The book gives a crash course on the history of finance, looking in turn at the advent - and roles of - currency, credit, banking, the bond market, the stock market, insurance, housing, and of course the intersection between all of these in things like derivatives, mortgage backed securities and the like. Each is examined from birth through to current day, as well as looked at in a global context.

Through it all, Ferguson gives a history of bubbles, from the "first bubble" in which an enterprising Scot bankrupted all of France in the early 1700's, through to the mortgage-backed mess the USA finds itself in today. Here is where I found a similarity with To Engineer is Human, in that it is a story of how we inevitably fail to learn from History. Perhaps it's more accurate to say that when we do, time and greed inevitably erode the safeguards we put in place.

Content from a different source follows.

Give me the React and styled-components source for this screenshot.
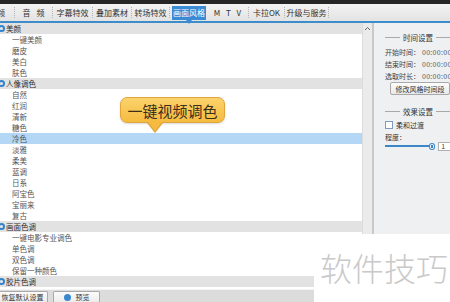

This is what the book's closing chapter discusses, is whether such cycles are inevitable, and whether we do as much damage as we protect against, when we mess with the cycle of creative destruction.

While finance in general can be a bit dry, Ferguson does a good job of making this entertaining. The history of finance has no shortage of colorful characters and he introduces the reader to many of them. Even if you are not that enthused about the topic, it nevertheless will give a good overview of it that will entertain. Also, it serves to remind that the "current state of things" (i.e. the last 20 years or so, further back from which people have a tendency to subscribe to different rules) is by no means the way things must remain.

Finally, I'll add that the final chapter's coverage of reasons why people tend to predict the future of financial markets properly applies equally well to the tech industry as well. There are lessons to take away here that have less to do with dollars and more to do with our tendency to believe that "this time is different". If history shows us anything, it's that we repeat it.